I think we should, for the sake of continuing this discussion, forgive the bureau its trespass and accept it as the best possible source of insights into the state of the nation in 2005. My aim is to pull from the thousands of green and white booklets issued by the bureau every year a picture of the diversity of Australia.


THE BIGGEST FACT THE BUREAU OFFERS IS THAT THE POPULATION of Australia is 20.3 million, and rises by one person every two minutes and nine seconds. The statisticians are confident about this figure because they get quarterly reports on births, deaths and immigrant arrivals. They've worked out that, on average, there is one birth every two minutes and five seconds, one death every three minutes and 54 seconds, and a net gain of one international immigrant every four minutes and eight seconds.

In 2003, for the first time, the gain from immigration was greater than the gain from births over deaths.

Our population growth of 1 per cent a year is among the slowest in the world. Indonesia is growing by 1.3 per cent a year, Malaysia by 1.9 per cent and Papua New Guinea by 2.2 per cent. But then again, we're the same as the United States, and way ahead of Japan (0.1 per cent), Britain (0.3 per cent) and Italy (which is actually declining by 0.1 per cent a year).

The bureau projects that we'll reach 25 million in 2050, and then decline, unless we drastically boost immigration and start breeding like bunnies right now. Environmentalists such as Tim Flannery think we're already bloated, because the continent can't sustain many more than 10 million people. Entrepreneurs such as Kerry Packer think we should aim to reach 40 million, which is the tipping point to make us a world economic player. The bureau says neither of those scenarios can be achieved this century.

If your idea of fun is to watch big numbers changing, go to www.abs.gov.au and click on "Australia's population". There you'll find the bureau's nifty people clock.

 

NOW LET'S TRY TO MAKE SOME USEFUL DISTINCTIONS among the 20.3 million people around us. About 51 per cent of the population is female. The difference happens because men die younger than women – in any year roughly 69,000 men will die compared with 65,000 women.

The life expectancy of a boy born this year is 77; and a girl is likely to live to 83 – unless they are Aborigines, who are likely to die more than a decade younger at 60 and 65.

The bureau tells us that women are more likely than men to be old, living alone, at the movies, using a library, seeing a doctor, in a botanic garden, sexually assaulted, walking for exercise, suffering arthritis and asthma, and using contraception.
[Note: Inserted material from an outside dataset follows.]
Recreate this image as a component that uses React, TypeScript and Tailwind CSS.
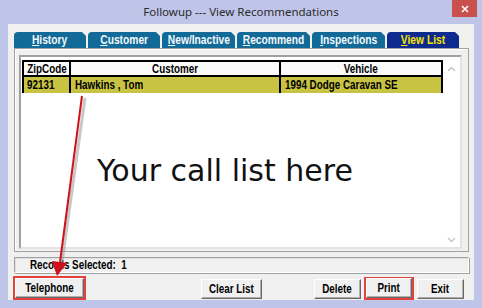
import React from "react";

const tabs = [
  { key: "H", rest: "istory", w: "w-[72px]", active: false },
  { key: "C", rest: "ustomer", w: "w-[72px]", active: false },
  { key: "N", rest: "ew/Inactive", w: "w-[73px]", active: false },
  { key: "R", rest: "ecommend", w: "w-[73px]", active: false },
  { key: "I", rest: "nspections", w: "w-[73px]", active: false },
  { key: "V", rest: "iew List", w: "w-[72px]", active: true },
];

// the old MS Sans Serif bold is tall and narrow: squeeze Arial-width text
function Narrow({ children, left }: { children: React.ReactNode; left?: boolean }) {
  return (
    <span className={left ? "inline-block whitespace-nowrap scale-x-[0.82] origin-left" : "inline-block whitespace-nowrap scale-x-[0.82]"}>
      {children}
    </span>
  );
}

function WinButton({ label, width }: { label: string; width: string }) {
  return (
    <button
      type="button"
      className={`${width} h-[20px] bg-[#f0f0f0] border border-t-white border-l-white border-r-[#696969] border-b-[#696969] shadow-[inset_-1px_-1px_0_#b0b0b0] text-[12px] font-bold text-black leading-none`}
    >
      <Narrow>{label}</Narrow>
    </button>
  );
}

export default function App() {
  return (
    <div className="relative w-[482px] h-[308px] bg-[#bfc4e9] flex flex-col overflow-hidden font-['Liberation_Sans',Arial,sans-serif]">
      {/* title bar */}
      <div className="relative h-[24px] flex items-center justify-center">
        <span className="text-[11.5px] text-[#2b2b2b] font-['Noto_Sans',sans-serif] leading-none">
          Followup --- View Recommendations
        </span>
        <div className="absolute right-[5px] top-0 w-[25px] h-[17px] bg-[#c9504c] flex items-center justify-center">
          <svg width="8" height="8" viewBox="0 0 8 8">
            <path d="M1 1 L7 7 M7 1 L1 7" stroke="white" strokeWidth="1.6" />
          </svg>
        </div>
      </div>

      {/* client area */}
      <div className="mx-[8px] h-[276px] bg-[#f0f0f0] flex flex-col pt-[8px] pl-[6px] pr-[5px]">
        {/* tabs */}
        <div className="flex gap-[2px] h-[16px]">
          {tabs.map((t) => (
            <div
              key={t.key}
              className={`${t.w} h-[16px] rounded-tl-[4px] flex items-center justify-center pt-[1px] text-[12.5px] font-bold leading-none [clip-path:polygon(0_0,calc(100%-4px)_0,100%_4px,100%_100%,0_100%)] ${
                t.active ? "bg-[#0d2b8f] text-[#f5e400]" : "bg-[#116a98] text-[#f4f8fb]"
              }`}
            >
              <span className="inline-block whitespace-nowrap scale-x-[0.82]">
                <span className="underline">{t.key}</span>
                {t.rest}
              </span>
            </div>
          ))}
        </div>

        {/* tab page */}
        <div className="h-[204px] border border-[#a0a0a0] shadow-[inset_1px_1px_0_#ffffff] pt-[6px] pl-[4px] pr-[6px] pb-[2px]">
          <div className="h-full border-2 border-t-[#a0a0a0] border-l-[#a0a0a0] border-r-[#e3e3e3] border-b-[#e3e3e3] bg-white flex pt-[3px] pl-[1px]">
            <div className="flex-1 flex flex-col">
              {/* header */}
              <div className="flex h-[17px] border-2 border-black bg-[#fbfbfb] text-[12px] font-bold text-black leading-none">
                <div className="w-[47px] flex items-center justify-center border-r-2 border-black"><Narrow>ZipCode</Narrow></div>
                <div className="w-[210px] flex items-center justify-center border-r-2 border-black"><Narrow>Customer</Narrow></div>
                <div className="flex-1 flex items-center justify-center"><Narrow>Vehicle</Narrow></div>
              </div>
              {/* data row */}
              <div className="flex h-[16px] bg-[#c8c343] text-[12px] font-bold text-black leading-none border-l-2 border-r-2 border-black">
                <div className="w-[47px] flex items-center pl-[3px] border-r-2 border-black"><Narrow left>92131</Narrow></div>
                <div className="w-[210px] flex items-center pl-[4px] border-r-2 border-black"><Narrow left>Hawkins , Tom</Narrow></div>
                <div className="flex-1 flex items-center pl-[4px]"><Narrow left>1994 Dodge Caravan SE</Narrow></div>
              </div>
              <div className="flex-1 pt-[61px] pl-[75px]">
                <span className="text-[30px] text-[#111] font-['DejaVu_Sans',Verdana,sans-serif] leading-[1.16]">
                  Your call list here
                </span>
              </div>
            </div>
            {/* scrollbar */}
            <div className="w-[17px] flex flex-col items-center justify-between pt-[6px] pb-[4px]">
              <svg width="9" height="6" viewBox="0 0 9 6">
                <path d="M1 5 L4.5 1.5 L8 5" stroke="#c4c4c4" strokeWidth="1.4" fill="none" />
              </svg>
              <svg width="9" height="6" viewBox="0 0 9 6">
                <path d="M1 1 L4.5 4.5 L8 1" stroke="#c4c4c4" strokeWidth="1.4" fill="none" />
              </svg>
            </div>
          </div>
        </div>

        {/* records selected */}
        <div className="mt-[5px] h-[16px] border border-t-[#a0a0a0] border-l-[#a0a0a0] border-r-white border-b-white shadow-[inset_1px_1px_0_#e0e0e0,1px_1px_0_#a0a0a0] flex items-center pl-[15px] text-[12px] font-bold text-black leading-none">
          <Narrow left>Records Selected:&nbsp;&nbsp;1</Narrow>
        </div>

        {/* buttons */}
        <div className="mt-[3px] h-[24px] flex items-center -ml-[1px]">
          <div className="border-2 border-[#e4433b] w-[73px] h-[24px] flex items-center justify-center">
            <WinButton label="Telephone" width="w-[69px]" />
          </div>
          <div className="ml-[115px]">
            <WinButton label="Clear List" width="w-[61px]" />
          </div>
          <div className="ml-[52px]">
            <WinButton label="Delete" width="w-[47px]" />
          </div>
          <div className="ml-[3px] border-2 border-[#e4433b] w-[50px] h-[23px] flex items-center justify-center">
            <WinButton label="Print" width="w-[46px]" />
          </div>
          <div className="ml-[3px]">
            <WinButton label="Exit" width="w-[47px]" />
          </div>
        </div>
      </div>

      {/* annotation arrow */}
      <svg className="absolute left-0 top-0 pointer-events-none" width="482" height="308" viewBox="0 0 482 308">
        <line x1="85" y1="98" x2="62" y2="262" stroke="#9a9a9a" strokeOpacity="0.55" strokeWidth="3" />
        <line x1="82" y1="96" x2="60" y2="262" stroke="#d0101a" strokeWidth="2" />
        <polygon points="52,261 67,263 57,276" fill="#d0101a" />
      </svg>
    </div>
  );
}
They are less likely than men to be murdered, beaten up, robbed, in jail, watching a sporting event, playing golf, deaf or injured in an accident.

Half the population is over 36. The gerries are winning the numbers race: while kids under 15 are 20 per cent of the population and people over 65 are 13 per cent, by 2020, both age groups will be 17 per cent. We'd better start turning our schools into nursing homes.

In Malaysia, the median age is 25. In Japan, it's 43. Back in 1971, our median was 27. But this ageing process applies only to whitefellas. The median age of Aborigines is 21 and the fastest growing community niche is the indigenous teenager.

 

INDECISIVENESS IS ONE OF OUR FAVOURITE FAITHS. The bureau says that in the 1996 census, 9 per cent of Australians did not "adequately describe" a religion, while in 2001, 11.7 per cent were in this confused condition – a growth rate of 30 per cent.

Over the same period, people who boldly declared "no religion" fell from 16.6 per cent to 15.5 per cent. The non-believers had spread rapidly over post-war decades (0.3 per cent in 1947 and 8.3 per cent in 1976) but levelled off in the '90s.

Between the 1996 and 2001 censuses, Buddhists soared by 79 per cent, Hindus by 42 per cent, Muslims by 40 per cent and Jews by 5 per cent. That's not to say there are lots of them: Buddhists make up 2 per cent of the populace, Muslims 1.5 per cent, Hindus 0.5 per cent and Jews 0.4 per cent.

Christianity seems to be split between a mainstream in decline and a radical fringe in flight. Overall, 68 per cent of Australians called themselves Christians in the 2001 census. But while Anglicans slumped from 22 per cent of the populace to 20.7 per cent between '96 and '01, and Catholics slipped from 27 per cent to 26.6 per cent, the category called "other Christian" grew by 18.4  per cent (to 2.7  per cent of the populace), and the Pentecostals were up 11 per cent to 1 per cent of the total.

Among foreign-born residents, the pattern differs. The major faith among New Zealanders is "no religion" (26 per cent, compared with 19 per cent Anglican and 15 per cent Catholic); 43 per cent of UK-born Australians say they are Anglicans; 58 per cent of Vietnamese-born Australians are Buddhists; and 98 per cent of Italian-born Australians are Catholic.

Whatever we might believe in, most of us do it passively. In the ABS General Social Survey, only 26 per cent of women and 20 per cent of men said they had actively participated in religious activities in the three months before being interviewed. You could hardly call us a nation of god-botherers.

 

ONLY 46,000 AUSTRALIANS – LESS THAN 3 PER CENT OF THE POPULATION – can really call themselves locals. The remaining 19.8 million on the continent come from carpetbaggers who blew in sometime in the past 217 years. What the bureau calls the indigenous population is growing at twice the rate of the rest – though the boom from census to census may be partly attributed to a greater eagerness on the part of Aborigines to acknowledge their heritage.

TABLE 1

Some segments of Australia's population

Source: Australian Bureau of Statistics

 

About 23 per cent of the present population was born outside Australia (the same proportion as in 1901, but way up on the 10 per cent proportion in the 1947 census). A further 26 per cent had one or both parents born in another country. The main sources for overseas-born Australians have been Britain, New Zealand, Italy, Vietnam and China, but India is about to replace Vietnam as the number-four source country for new immigrants.

The 1 million British-born residents (6 per cent of the population) have a median age of 52. The 356,000 New Zealand-born residents (2 per cent) have a median age of 37. The 155,000 Vietnamese-born Australians have a median age of 38. The 219,000 Italian-born residents (1.5 per cent) have a median age of 62 – so don't expect to be buying genuine handmade pasta for much longer.